La principale force de l’économie allemande est ce que l’on appelle le «Mittelstand» soit 3,5 millions d’entreprises familiales innovantes. Par contre la France a choisi de développer des champions nationaux côtés en Bourse (uniquement 25% de l’activité des entreprises cotées au CAC40 est réalisé en France). Les PME du Mittelstand se financent en majorité via 500 caisses d’épargnes publiques (2.492,8 milliards d’euros).
Les Caisses de crédit publiques ainsi créées pourront emprunter directement à la Banque centrale européenne BCE. Du point de vue des Traités européens, « il n’existe aucune barrière juridique à un prêt de la BCE à un établissement public de crédit ». C’est l’article 123-2 traité de Lisbonne.
- Financer les investissements productifs par l’épargne.
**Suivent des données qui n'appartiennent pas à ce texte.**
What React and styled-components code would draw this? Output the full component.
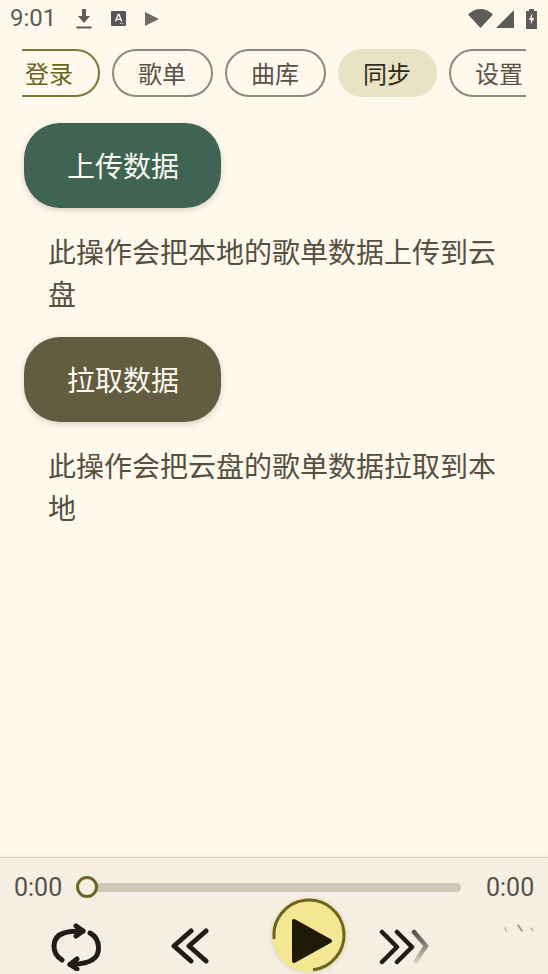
import React from 'react'
import styled, { createGlobalStyle } from 'styled-components'

const GlobalStyle = createGlobalStyle`
  html, body {
    margin: 0;
    padding: 0;
    background: #fff8ec;
  }
  body {
    font-family: "Noto Sans CJK SC", "Noto Sans", sans-serif;
  }
`

const Page = styled.div`
  width: 548px;
  height: 974px;
  display: flex;
  flex-direction: column;
  overflow: hidden;
  background: #fff8ec;
`

const StatusBar = styled.div`
  height: 37px;
  padding: 0 11px 0 10px;
  display: flex;
  align-items: center;
  color: #5c5c5a;
  svg {
    display: block;
  }
`

const Time = styled.span`
  font-family: Roboto, sans-serif;
  font-size: 24px;
  line-height: 37px;
  width: 66px;
`

const StatusLeft = styled.div`
  display: flex;
  align-items: center;
  gap: 19px;
`

const StatusRight = styled.div`
  margin-left: auto;
  display: flex;
  align-items: center;
  gap: 3px;
`

const ChipScroller = styled.div`
  margin: 12px 22px 0;
  overflow: hidden;
`

const ChipRow = styled.div`
  display: flex;
  gap: 12px;
  margin-left: -23px;
  width: max-content;
`

const Chip = styled.div`
  box-sizing: border-box;
  width: ${(p) => (p.$active ? '99px' : '101px')};
  height: 48px;
  padding-right: 1px;
  border-radius: 24px;
  display: flex;
  align-items: center;
  justify-content: center;
  font-size: 24px;
  line-height: 1;
  color: ${(p) => (p.$accent ? '#6b6520' : p.$active ? '#2f2c1e' : '#57534a')};
  background: ${(p) => (p.$active ? '#e9e3c3' : 'transparent')};
  border: ${(p) =>
    p.$active ? 'none' : `2px solid ${p.$accent ? '#7d7738' : '#8d8880'}`};
`

const Content = styled.main`
  flex: 1;
  padding: 26px 24px 0;
`

const ActionButton = styled.div`
  box-sizing: border-box;
  width: 197px;
  height: 84.500px;
  padding-left: 1px;
  border-radius: 36px;
  display: flex;
  align-items: center;
  justify-content: center;
  font-size: 28px;
  color: #fdfaf0;
  background: ${(p) => p.$bg};
  box-shadow: 0 2px 6px rgba(60, 50, 30, 0.2);
`

const Desc = styled.p`
  margin: 22px 0 23.500px;
  padding: 0 14px 0 24px;
  font-size: 28px;
  line-height: 42px;
  color: #55503f;
`

const Player = styled.footer`
  position: relative;
  box-sizing: border-box;
  height: 117px;
  border-top: 1.500px solid #d8d2c4;
  background: #f5efe3;
  box-shadow: 0 -1px 2px rgba(80, 70, 50, 0.08);
  overflow: hidden;
`

const SeekRow = styled.div`
  height: 58px;
  padding: 0 14px;
  display: flex;
  align-items: center;
  gap: 14px;
`

const TimeLabel = styled.span`
  font-family: Roboto, sans-serif;
  font-size: 25px;
  width: 48px;
  white-space: nowrap;
  color: #55524a;
`

const Slider = styled.div`
  flex: 1;
  position: relative;
  height: 22px;
  display: flex;
  align-items: center;
  padding: 0 11px;
`

const Track = styled.div`
  flex: 1;
  height: 9px;
  border-radius: 5px;
  background: #cec8b6;
`

const Thumb = styled.div`
  position: absolute;
  left: 0;
  top: 0;
  box-sizing: border-box;
  width: 22px;
  height: 22px;
  border-radius: 50%;
  border: 3.500px solid #6b6520;
  background: #f5efe3;
`

const Controls = styled.div`
  display: flex;
  align-items: flex-start;
  height: 76px;
  margin-top: -18px;
  padding-left: 50px;
`

const IconSlot = styled.div`
  margin-left: ${(p) => p.$left || 0}px;
  margin-top: ${(p) => p.$top || 0}px;
  display: flex;
  svg {
    display: block;
  }
`

const PlayButton = styled.div`
  position: relative;
  flex: none;
  margin-left: ${(p) => p.$left}px;
  width: 74px;
  height: 74px;
  border-radius: 50%;
  background: #f3e793;
  box-shadow: 0 1px 4px rgba(80, 70, 30, 0.18);
  display: flex;
  align-items: center;
  justify-content: center;
`

const Ring = styled.svg`
  position: absolute;
  inset: 0;
`

const Smudge = styled.svg`
  position: absolute;
  right: 12px;
  bottom: 38px;
`

const DownloadIcon = () => (
  <svg width="16" height="20" viewBox="0 0 16 20">
    <path d="M6 0h4v7h4l-6 7-6-7h4z" fill="currentColor" />
    <rect x="0.5" y="17.5" width="15" height="2" fill="currentColor" />
  </svg>
)

const FontIcon = () => (
  <svg width="15" height="15" viewBox="0 0 15 15">
    <rect width="15" height="15" rx="1" fill="#55555a" />
    <path d="M4.5 10.5 7.2 3.5h.8l2.7 7M5.6 8.3h4" stroke="#fff" strokeWidth="1.3" fill="none" />
    <path d="M9 12.5h3.5" stroke="#ddd" strokeWidth="1" strokeDasharray="1 .6" />
  </svg>
)

const StatusPlayIcon = () => (
  <svg width="14" height="14" viewBox="0 0 14 14">
    <path d="M0 0 14 7 0 14z" fill="#6b6b68" />
  </svg>
)

const WifiIcon = () => (
  <svg width="25" height="19" viewBox="0 0 25 19">
    <path d="M0 5.5C3.5 2 8 0 12.5 0S21.500 2 25 5.500L12.500 19z" fill="currentColor" />
  </svg>
)

const SignalIcon = () => (
  <svg width="18" height="18" viewBox="0 0 18 18">
    <path d="M18 0v18H0z" fill="currentColor" />
  </svg>
)

const BatteryIcon = () => (
  <svg width="11" height="20" viewBox="0 0 11 20" style={{ marginLeft: 9 }}>
    <path d="M3 0h5v2h3v18H0V2h3z" fill="#5c5c5a" />
    <path d="M6.500 4 2.800 11h2.500l-.8 5 3.700-7H5.700z" fill="#fff8ec" />
  </svg>
)

const RepeatIcon = () => (
  <svg width="52" height="48" viewBox="0 0 52 48" fill="none" stroke="#1f1d18" strokeWidth="5" strokeLinecap="round" strokeLinejoin="round">
    <path d="M12 37C1 30 1 14 14 10 18 8.500 26 8 33 8" />
    <path d="M26 3l7 5-7 5" />
    <path d="M40 10C51 16 51 32 42 37 36 41 28 41 20 41.500" />
    <path d="M27 36l-7 5.500 7 4.500" />
  </svg>
)

const BackIcon = () => (
  <svg width="38" height="36" viewBox="0 0 38 36" fill="none" stroke="#1f1d18" strokeWidth="5" strokeLinecap="round" strokeLinejoin="round">
    <path d="M20 3 3 18l17 15" />
    <path d="M35 3 18 18l17 15" />
  </svg>
)

const ForwardIcon = () => (
  <svg width="50" height="36" viewBox="0 0 50 36" fill="none" strokeLinecap="round" strokeLinejoin="round">
    <defs>
      <linearGradient id="fade" x1="0" y1="0" x2="0" y2="1">
        <stop offset="0" stopColor="#55534c" />
        <stop offset="0.5" stopColor="#8d8a80" />
        <stop offset="1" stopColor="#d0ccc0" />
      </linearGradient>
    </defs>
    <path d="M35 3 47 17 37 32" stroke="url(#fade)" strokeWidth="4.500" />
    <path d="M18 3 33 18 18 33" stroke="#1f1d18" strokeWidth="4.500" />
    <path d="M3 3 18 18 3 33" stroke="#1f1d18" strokeWidth="4.500" />
  </svg>
)

const PlayGlyph = () => (
  <svg width="42" height="46" viewBox="0 0 42 46" style={{ margin: '12px 0 0 6px' }}>
    <path d="M3 3 39 23 3 43z" fill="#1f1a05" stroke="#1f1a05" strokeWidth="4" strokeLinejoin="round" />
  </svg>
)

const chips = [
  { label: '登录', accent: true },
  { label: '歌单' },
  { label: '曲库' },
  { label: '同步', active: true },
  { label: '设置' },
]

const actions = [
  { label: '上传数据', bg: '#3f6453', desc: '此操作会把本地的歌单数据上传到云盘' },
  { label: '拉取数据', bg: '#625c40', desc: '此操作会把云盘的歌单数据拉取到本地' },
]

export default function App() {
  return (
    <Page>
      <GlobalStyle />
      <StatusBar>
        <Time>9:01</Time>
        <StatusLeft>
          <DownloadIcon />
          <FontIcon />
          <StatusPlayIcon />
        </StatusLeft>
        <StatusRight>
          <WifiIcon />
          <SignalIcon />
          <BatteryIcon />
        </StatusRight>
      </StatusBar>

      <ChipScroller>
        <ChipRow>
          {chips.map((chip) => (
            <Chip key={chip.label} $accent={chip.accent} $active={chip.active}>
              {chip.label}
            </Chip>
          ))}
        </ChipRow>
      </ChipScroller>

      <Content>
        {actions.map((action) => (
          <div key={action.label}>
            <ActionButton $bg={action.bg}>{action.label}</ActionButton>
            <Desc>{action.desc}</Desc>
          </div>
        ))}
      </Content>

      <Player>
        <SeekRow>
          <TimeLabel>0:00</TimeLabel>
          <Slider>
            <Track />
            <Thumb />
          </Slider>
          <TimeLabel>0:00</TimeLabel>
        </SeekRow>
        <Controls>
          <IconSlot $top={25}>
            <RepeatIcon />
          </IconSlot>
          <IconSlot $left={69} $top={30}>
            <BackIcon />
          </IconSlot>
          <PlayButton $left={63}>
            <Ring width="74" height="74" viewBox="0 0 74 74" fill="none" stroke="#6b6520" strokeWidth="3">
              <path d="M2.200 41A35 35 0 1 1 41 71.800" />
            </Ring>
            <PlayGlyph />
          </PlayButton>
          <IconSlot $left={33} $top={31}>
            <ForwardIcon />
          </IconSlot>
        </Controls>
        <Smudge width="34" height="14" viewBox="0 0 34 14" fill="none" stroke="#b9b5a8" strokeWidth="1.500" strokeLinecap="round">
          <path d="M3 6l1 3M29 6l2 3" />
          <path d="M16 3l4 6" stroke="#8f8b80" />
        </Smudge>
      </Player>
    </Page>
  )
}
Cette idée, qui ne plait pas beaucoup aux banques commerciales, vise à stimuler la croissance de l’industrie française et à éviter que les capitaux se tournent vers des pays économiquement plus attractifs. Une grande partie de l’épargne française dort ou est placée dans des projets climaticides, etc.
Selon l’INSEE, en 2023, le taux d’épargne des ménages est égal à 16,9%. Il a atteint 20,4% en 2020 (pandémie). En revanche le taux d’investissement des ménages est de nouveau en forte baisse (-8,5%)
Avec une épargne financière estimée à 4 427,7 milliards d’euros en 2023 et 935,5 milliards d’euros déposés sur les produits d’épargne réglementée ; un encours des dépôts à vue des particuliers au mois de juillet 2024 de 478 milliards d’euros ; une partie de cette manne peut être utilisée pour créer un nouveau livret d’épargne réglementé. Ce fonds servira à des investissements productifs dans la transition écologique, etc., au lieu d’exporter cette épargne, via les banques commerciales, pour acheter des titres de dettes étrangers. Avec des plafonds de versement, le nouveau produit d’épargne serait garanti et rémunéré. Le nouveau contrat devrait présenter plusieurs atouts pour les consommateurs : flexibilité, frais de gestion nuls, pas de frais de transfert, avantages fiscaux, etc.
Dans un budget, il faut tout simplement arrêter de gaspiller les ressources :
« Ne dépensez jamais votre argent avant de l’avoir » Thomas Jefferson.